46-15-4 (21-10-4 SEC); 1 National Championship; 2 SEC Championships
We go from Johnny Majors to the man who fired Majors when he took over as athletic director. The 1910s and 1920s were an era of launching Tennessee football into the national spotlight with cool traditions. Doug Dickey is a legend because he, along with Ray Mears in basketball, took it to a new level when they took over in the 1960s.
Given the failures of the Vols falling behind by sticking to the single wing, they needed new flare, and these two brought it. Mears coined the phrase Big Orange Country and wore the orange jacket. Dickey, for his part, established the tradition of running through the T and the checkerboard end zones on either side of the stadium.

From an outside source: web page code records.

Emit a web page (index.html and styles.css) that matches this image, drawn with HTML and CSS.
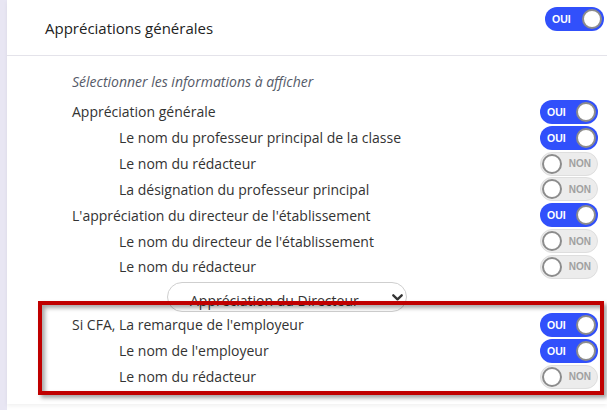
FILE: index.html
```html
<!DOCTYPE html>
<html lang="fr">
<head>
<meta charset="utf-8">
<link rel="stylesheet" href="styles.css">
</head>
<body>
<div class="page">
  <div class="strip"></div>
  <div class="card">
    <div class="card-head">
      <div class="title">Appréciations générales</div>
      <div class="toggle on head-toggle"><span class="lbl">OUI</span><span class="knob"></span></div>
    </div>
    <div class="card-body">
      <div class="hint">Sélectionner les informations à afficher</div>
      <div class="row"><span class="txt">Appréciation générale</span><div class="toggle on"><span class="lbl">OUI</span><span class="knob"></span></div></div>
      <div class="row sub"><span class="txt">Le nom du professeur principal de la classe</span><div class="toggle on"><span class="lbl">OUI</span><span class="knob"></span></div></div>
      <div class="row sub"><span class="txt">Le nom du rédacteur</span><div class="toggle off"><span class="knob"></span><span class="lbl">NON</span></div></div>
      <div class="row sub"><span class="txt">La désignation du professeur principal</span><div class="toggle off"><span class="knob"></span><span class="lbl">NON</span></div></div>
      <div class="row"><span class="txt">L'appréciation du directeur de l'établissement</span><div class="toggle on"><span class="lbl">OUI</span><span class="knob"></span></div></div>
      <div class="row sub"><span class="txt">Le nom du directeur de l'établissement</span><div class="toggle off"><span class="knob"></span><span class="lbl">NON</span></div></div>
      <div class="row sub"><span class="txt">Le nom du rédacteur</span><div class="toggle off"><span class="knob"></span><span class="lbl">NON</span></div></div>
      <div class="select">
        <span class="select-txt">Appréciation du Directeur</span>
        <svg class="chev" width="11" height="7" viewBox="0 0 11 7"><path d="M1.3 1.3 L5.5 5.3 L9.7 1.3" fill="none" stroke="#333" stroke-width="2.3" stroke-linecap="round" stroke-linejoin="round"/></svg>
      </div>
      <div class="group">
        <div class="row"><span class="txt">Si CFA, La remarque de l'employeur</span><div class="toggle on"><span class="lbl">OUI</span><span class="knob"></span></div></div>
        <div class="row sub"><span class="txt">Le nom de l'employeur</span><div class="toggle on"><span class="lbl">OUI</span><span class="knob"></span></div></div>
        <div class="row sub"><span class="txt">Le nom du rédacteur</span><div class="toggle off"><span class="knob"></span><span class="lbl">NON</span></div></div>
        <div class="highlight"></div>
      </div>
    </div>
  </div>
</div>
</body>
</html>
```
FILE: styles.css
```css
* { box-sizing: border-box; }
html, body { margin: 0; padding: 0; background: #fff; }
body {
  font-family: "Open Sans", "Noto Sans", sans-serif;
  color: #333;
  width: 607px;
  height: 410px;
  overflow: hidden;
}
.page {
  display: flex;
  height: 410px;
}
.strip {
  width: 7px;
  background: #e8e6f3;
  flex: none;
}
.card {
  flex: 1;
  background: #fff;
  height: 404px;
  box-shadow: 0 2px 4px rgba(0,0,0,0.06);
}
.card-head {
  display: flex;
  justify-content: space-between;
  align-items: flex-start;
  height: 56px;
  border-bottom: 1px solid #e4e3ea;
  padding: 0 3px 0 38px;
}
.title {
  font-size: 15px;
  line-height: 22px;
  padding-top: 17px;
  color: #222;
}
.head-toggle {
  margin-top: 7px;
  width: 59px !important;
}
.card-body {
  padding: 13px 9px 0 65px;
}
.hint {
  font-style: italic;
  font-size: 14px;
  line-height: 26px;
  color: #555a68;
  margin-bottom: 4px;
}
.row {
  display: flex;
  justify-content: space-between;
  align-items: center;
  height: 25.85px;
  font-size: 14px;
}
.row.sub .txt { padding-left: 47px; }
.txt { color: #333; }

.toggle {
  position: relative;
  width: 58px;
  height: 24px;
  border-radius: 12px;
  display: flex;
  align-items: center;
  flex: none;
}
.toggle.on {
  background: #3150fb;
  justify-content: space-between;
  padding: 0 2px 0 7px;
}
.toggle.off {
  background: #ececec;
  border: 1px solid #dedede;
  justify-content: space-between;
  padding: 0 6px 0 1px;
}
.lbl {
  font-family: "Liberation Sans", Arial, sans-serif;
  font-weight: bold;
  font-size: 10.5px;
}
.toggle.on .lbl { color: #fff; }
.toggle.off .lbl { color: #a0a0a0; font-size: 10px; }
.knob {
  width: 20px;
  height: 20px;
  border-radius: 50%;
  background: #fff;
  border: 2.5px solid #8c8c8c;
}

.select {
  margin: 2px 0 0 95px;
  width: 240px;
  height: 30px;
  border: 1px solid #cfcfcf;
  border-radius: 15px;
  display: flex;
  align-items: flex-start;
  justify-content: space-between;
  padding: 8px 3px 0 22px;
  font-size: 14px;
  line-height: 20px;
  color: #333;
}
.chev { align-self: center; margin-top: -6px; }

.group {
  position: relative;
}
.highlight {
  position: absolute;
  left: -34px;
  right: -6px;
  top: -11px;
  bottom: -6px;
  border: 4.5px solid #c00000;
  box-shadow: 3px 3px 4px rgba(0,0,0,0.35), inset 3px 3px 4px rgba(0,0,0,0.35);
  pointer-events: none;
}
```
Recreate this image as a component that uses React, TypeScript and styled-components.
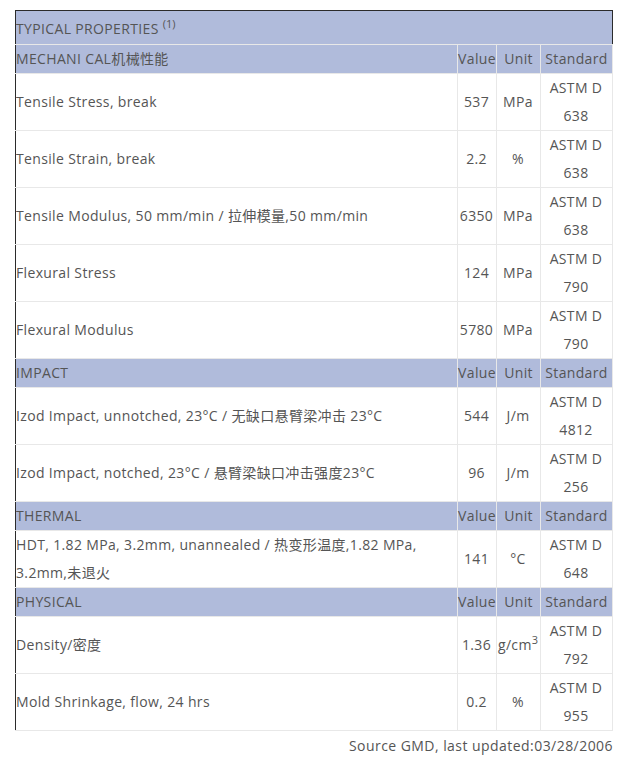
import styled, { createGlobalStyle } from "styled-components";

const GlobalStyle = createGlobalStyle`
    body {
        margin: 0;
        background: #fff;
        font-family: "Open Sans", "Noto Sans CJK SC", sans-serif;
        color: #555;
    }
`;

const Page = styled.div`
    padding: 10px 9px 0 15px;
    width: 598px;
`;

const Table = styled.table`
    width: 598px;
    table-layout: fixed;
    border-collapse: collapse;
    border: 1px solid #2b2b2b;
    font-size: 14px;
    line-height: 28px;
    letter-spacing: 0.35px;
    color: #555;
`;

const Col = styled.col<{ $w?: number }>`
    width: ${(p) => (p.$w ? `${p.$w}px` : "auto")};
`;

const TitleCell = styled.td`
    background: #b0bbdb;
    padding: 4px 1px 1px 0;
    border-bottom: 1px solid #e8e8e8;
    text-align: left;
`;

const Sup = styled.sup`
    font-size: 11px;
    line-height: 0;
    letter-spacing: 0;
`;

const HeadRow = styled.tr`
    background: #b0bbdb;
`;

const HeadCell = styled.td<{ $center?: boolean }>`
    padding: 0;
    text-align: ${(p) => (p.$center ? "center" : "left")};
    border: 1px solid #e8e8e8;
    border-left: ${(p) => (p.$center ? "1px solid #e8e8e8" : "none")};
    white-space: nowrap;
    overflow: visible;
`;

const Cell = styled.td<{ $center?: boolean }>`
    padding: 0 1px 0 0;
    text-align: ${(p) => (p.$center ? "center" : "left")};
    border: 1px solid #e8e8e8;
    border-left: ${(p) => (p.$center ? "1px solid #e8e8e8" : "none")};
    height: 56px;
    vertical-align: middle;
`;

const Footer = styled.div`
    text-align: right;
    font-size: 14px;
    line-height: 28px;
    letter-spacing: 0.45px;
    color: #555;
    padding-top: 1px;
`;

type Row = { name: React.ReactNode; value: string; unit: React.ReactNode; std: string };

const sections: { title: string; rows: Row[] }[] = [
    {
        title: "MECHANI CAL机械性能",
        rows: [
            { name: "Tensile Stress, break", value: "537", unit: "MPa", std: "638" },
            { name: "Tensile Strain, break", value: "2.2", unit: "%", std: "638" },
            { name: "Tensile Modulus, 50 mm/min / 拉伸模量,50 mm/min", value: "6350", unit: "MPa", std: "638" },
            { name: "Flexural Stress", value: "124", unit: "MPa", std: "790" },
            { name: "Flexural Modulus", value: "5780", unit: "MPa", std: "790" },
        ],
    },
    {
        title: "IMPACT",
        rows: [
            { name: "Izod Impact, unnotched, 23°C / 无缺口悬臂梁冲击 23°C", value: "544", unit: "J/m", std: "4812" },
            { name: "Izod Impact, notched, 23°C / 悬臂梁缺口冲击强度23°C", value: "96", unit: "J/m", std: "256" },
        ],
    },
    {
        title: "THERMAL",
        rows: [
            { name: "HDT, 1.82 MPa, 3.2mm, unannealed / 热变形温度,1.82 MPa, 3.2mm,未退火", value: "141", unit: "°C", std: "648" },
        ],
    },
    {
        title: "PHYSICAL",
        rows: [
            { name: "Density/密度", value: "1.36", unit: <>g/cm<Sup>3</Sup></>, std: "792" },
            { name: "Mold Shrinkage, flow, 24 hrs", value: "0.2", unit: "%", std: "955" },
        ],
    },
];

export default function App() {
    return (
        <Page>
            <GlobalStyle />
            <Table>
                <colgroup>
                    <Col />
                    <Col $w={39} />
                    <Col $w={44} />
                    <Col $w={72} />
                </colgroup>
                <tbody>
                    <tr>
                        <TitleCell colSpan={4}>TYPICAL PROPERTIES <Sup>(1)</Sup></TitleCell>
                    </tr>
                    {sections.map((s) => (
                        <>
                            <HeadRow key={s.title}>
                                <HeadCell>{s.title}</HeadCell>
                                <HeadCell $center>Value</HeadCell>
                                <HeadCell $center>Unit</HeadCell>
                                <HeadCell $center>Standard</HeadCell>
                            </HeadRow>
                            {s.rows.map((r, i) => (
                                <tr key={s.title + i}>
                                    <Cell>{r.name}</Cell>
                                    <Cell $center>{r.value}</Cell>
                                    <Cell $center>{r.unit}</Cell>
                                    <Cell $center>ASTM D<br />{r.std}</Cell>
                                </tr>
                            ))}
                        </>
                    ))}
                </tbody>
            </Table>
            <Footer>Source GMD, last updated:03/28/2006</Footer>
        </Page>
    );
}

On the field, Dickey was the first UT coach to recruit and play Black players, and he was among the first in the SEC to do so. Schematically, he moved back to the T-formation, but this was the 1960s, so it was the new fashionably Slot-T. This was a scheme that resulted in quarterbacks becoming the stars for the first time on Rocky Top, and Dewey Warren was indeed the first such star.
All of this laid the foundation for success. After a 4-5-1 1964 campaign, Dickey ushered in a period of 10 straight bowl appearances and top 20 finishes, 12 straight winning seasons, two SEC Championships and a national championship.
In 1965, Tennessee football went 8-1-2 and finished in the top 10. Two years later, they went 9-2 and were retroactively awarded a national championship. He then led them to a 9-2 record and second SEC Championship in three years in 1969.
Although he left in 1969 to take over the Florida Gators, his alma mater, Dickey had built the Vols back into a national brand. That combined with his on-field success and what he inherited makes him clearly one of the three best coaches in school history.